**Work required:**
Write out the whole of the material exactly.
[START OF Supplied entries]
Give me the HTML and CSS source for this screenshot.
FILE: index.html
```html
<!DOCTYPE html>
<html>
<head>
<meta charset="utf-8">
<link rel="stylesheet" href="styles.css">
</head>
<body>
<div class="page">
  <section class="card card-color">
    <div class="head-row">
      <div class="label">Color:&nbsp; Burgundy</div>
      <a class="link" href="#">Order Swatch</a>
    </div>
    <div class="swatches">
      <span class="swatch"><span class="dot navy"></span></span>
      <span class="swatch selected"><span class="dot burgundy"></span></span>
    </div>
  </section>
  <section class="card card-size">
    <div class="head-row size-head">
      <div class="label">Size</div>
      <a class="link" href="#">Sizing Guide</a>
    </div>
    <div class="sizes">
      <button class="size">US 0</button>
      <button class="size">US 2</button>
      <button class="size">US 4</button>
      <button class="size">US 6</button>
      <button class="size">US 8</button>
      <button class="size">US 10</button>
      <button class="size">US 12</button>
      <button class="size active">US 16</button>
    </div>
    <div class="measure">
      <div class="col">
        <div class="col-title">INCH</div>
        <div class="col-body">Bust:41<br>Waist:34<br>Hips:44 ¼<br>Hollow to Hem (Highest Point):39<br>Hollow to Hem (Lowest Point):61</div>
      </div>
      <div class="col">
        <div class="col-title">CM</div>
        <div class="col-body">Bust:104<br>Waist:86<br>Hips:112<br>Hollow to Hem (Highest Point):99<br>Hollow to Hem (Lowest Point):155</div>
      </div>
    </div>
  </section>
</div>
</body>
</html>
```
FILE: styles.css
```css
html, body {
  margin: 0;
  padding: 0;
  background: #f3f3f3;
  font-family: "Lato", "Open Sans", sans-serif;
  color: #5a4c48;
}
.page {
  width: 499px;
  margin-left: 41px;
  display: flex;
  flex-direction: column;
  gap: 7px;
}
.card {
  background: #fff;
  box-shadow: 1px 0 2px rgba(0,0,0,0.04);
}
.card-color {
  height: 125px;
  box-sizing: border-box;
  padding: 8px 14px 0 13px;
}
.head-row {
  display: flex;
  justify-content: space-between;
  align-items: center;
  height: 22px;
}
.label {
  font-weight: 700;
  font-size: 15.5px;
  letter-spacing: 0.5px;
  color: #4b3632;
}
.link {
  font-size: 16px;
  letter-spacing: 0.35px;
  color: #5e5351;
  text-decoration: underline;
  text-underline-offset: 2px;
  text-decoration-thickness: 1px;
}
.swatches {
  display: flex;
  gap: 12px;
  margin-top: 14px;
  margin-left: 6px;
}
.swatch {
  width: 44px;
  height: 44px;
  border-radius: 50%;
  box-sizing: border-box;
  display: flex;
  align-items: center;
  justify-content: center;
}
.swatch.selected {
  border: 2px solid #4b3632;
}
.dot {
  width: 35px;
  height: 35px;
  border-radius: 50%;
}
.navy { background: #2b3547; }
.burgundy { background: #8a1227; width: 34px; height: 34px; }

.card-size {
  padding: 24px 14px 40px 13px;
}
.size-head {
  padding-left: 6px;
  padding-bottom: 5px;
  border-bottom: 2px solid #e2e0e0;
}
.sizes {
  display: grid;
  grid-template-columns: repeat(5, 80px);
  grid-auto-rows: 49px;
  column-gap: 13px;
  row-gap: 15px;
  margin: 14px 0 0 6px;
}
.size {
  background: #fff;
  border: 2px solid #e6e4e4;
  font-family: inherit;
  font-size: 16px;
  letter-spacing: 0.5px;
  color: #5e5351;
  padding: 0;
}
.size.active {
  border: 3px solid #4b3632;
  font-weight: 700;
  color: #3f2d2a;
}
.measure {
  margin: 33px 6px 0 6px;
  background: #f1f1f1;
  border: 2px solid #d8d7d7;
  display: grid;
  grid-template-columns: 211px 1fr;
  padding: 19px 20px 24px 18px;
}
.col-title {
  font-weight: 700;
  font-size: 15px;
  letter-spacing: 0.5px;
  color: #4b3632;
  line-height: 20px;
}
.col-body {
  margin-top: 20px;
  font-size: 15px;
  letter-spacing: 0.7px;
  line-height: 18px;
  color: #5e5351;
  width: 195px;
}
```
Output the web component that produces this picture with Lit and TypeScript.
[END OF Supplied entries]
**Solution:**
Give me the HTML and CSS source for this screenshot.
FILE: index.html
```html
<!DOCTYPE html>
<html>
<head>
<meta charset="utf-8">
<link rel="stylesheet" href="styles.css">
</head>
<body>
<div class="page">
  <section class="card card-color">
    <div class="head-row">
      <div class="label">Color:&nbsp; Burgundy</div>
      <a class="link" href="#">Order Swatch</a>
    </div>
    <div class="swatches">
      <span class="swatch"><span class="dot navy"></span></span>
      <span class="swatch selected"><span class="dot burgundy"></span></span>
    </div>
  </section>
  <section class="card card-size">
    <div class="head-row size-head">
      <div class="label">Size</div>
      <a class="link" href="#">Sizing Guide</a>
    </div>
    <div class="sizes">
      <button class="size">US 0</button>
      <button class="size">US 2</button>
      <button class="size">US 4</button>
      <button class="size">US 6</button>
      <button class="size">US 8</button>
      <button class="size">US 10</button>
      <button class="size">US 12</button>
      <button class="size active">US 16</button>
    </div>
    <div class="measure">
      <div class="col">
        <div class="col-title">INCH</div>
        <div class="col-body">Bust:41<br>Waist:34<br>Hips:44 ¼<br>Hollow to Hem (Highest Point):39<br>Hollow to Hem (Lowest Point):61</div>
      </div>
      <div class="col">
        <div class="col-title">CM</div>
        <div class="col-body">Bust:104<br>Waist:86<br>Hips:112<br>Hollow to Hem (Highest Point):99<br>Hollow to Hem (Lowest Point):155</div>
      </div>
    </div>
  </section>
</div>
</body>
</html>
```
FILE: styles.css
```css
html, body {
  margin: 0;
  padding: 0;
  background: #f3f3f3;
  font-family: "Lato", "Open Sans", sans-serif;
  color: #5a4c48;
}
.page {
  width: 499px;
  margin-left: 41px;
  display: flex;
  flex-direction: column;
  gap: 7px;
}
.card {
  background: #fff;
  box-shadow: 1px 0 2px rgba(0,0,0,0.04);
}
.card-color {
  height: 125px;
  box-sizing: border-box;
  padding: 8px 14px 0 13px;
}
.head-row {
  display: flex;
  justify-content: space-between;
  align-items: center;
  height: 22px;
}
.label {
  font-weight: 700;
  font-size: 15.5px;
  letter-spacing: 0.5px;
  color: #4b3632;
}
.link {
  font-size: 16px;
  letter-spacing: 0.35px;
  color: #5e5351;
  text-decoration: underline;
  text-underline-offset: 2px;
  text-decoration-thickness: 1px;
}
.swatches {
  display: flex;
  gap: 12px;
  margin-top: 14px;
  margin-left: 6px;
}
.swatch {
  width: 44px;
  height: 44px;
  border-radius: 50%;
  box-sizing: border-box;
  display: flex;
  align-items: center;
  justify-content: center;
}
.swatch.selected {
  border: 2px solid #4b3632;
}
.dot {
  width: 35px;
  height: 35px;
  border-radius: 50%;
}
.navy { background: #2b3547; }
.burgundy { background: #8a1227; width: 34px; height: 34px; }

.card-size {
  padding: 24px 14px 40px 13px;
}
.size-head {
  padding-left: 6px;
  padding-bottom: 5px;
  border-bottom: 2px solid #e2e0e0;
}
.sizes {
  display: grid;
  grid-template-columns: repeat(5, 80px);
  grid-auto-rows: 49px;
  column-gap: 13px;
  row-gap: 15px;
  margin: 14px 0 0 6px;
}
.size {
  background: #fff;
  border: 2px solid #e6e4e4;
  font-family: inherit;
  font-size: 16px;
  letter-spacing: 0.5px;
  color: #5e5351;
  padding: 0;
}
.size.active {
  border: 3px solid #4b3632;
  font-weight: 700;
  color: #3f2d2a;
}
.measure {
  margin: 33px 6px 0 6px;
  background: #f1f1f1;
  border: 2px solid #d8d7d7;
  display: grid;
  grid-template-columns: 211px 1fr;
  padding: 19px 20px 24px 18px;
}
.col-title {
  font-weight: 700;
  font-size: 15px;
  letter-spacing: 0.5px;
  color: #4b3632;
  line-height: 20px;
}
.col-body {
  margin-top: 20px;
  font-size: 15px;
  letter-spacing: 0.7px;
  line-height: 18px;
  color: #5e5351;
  width: 195px;
}
```
Output the web component that produces this picture with Lit and TypeScript.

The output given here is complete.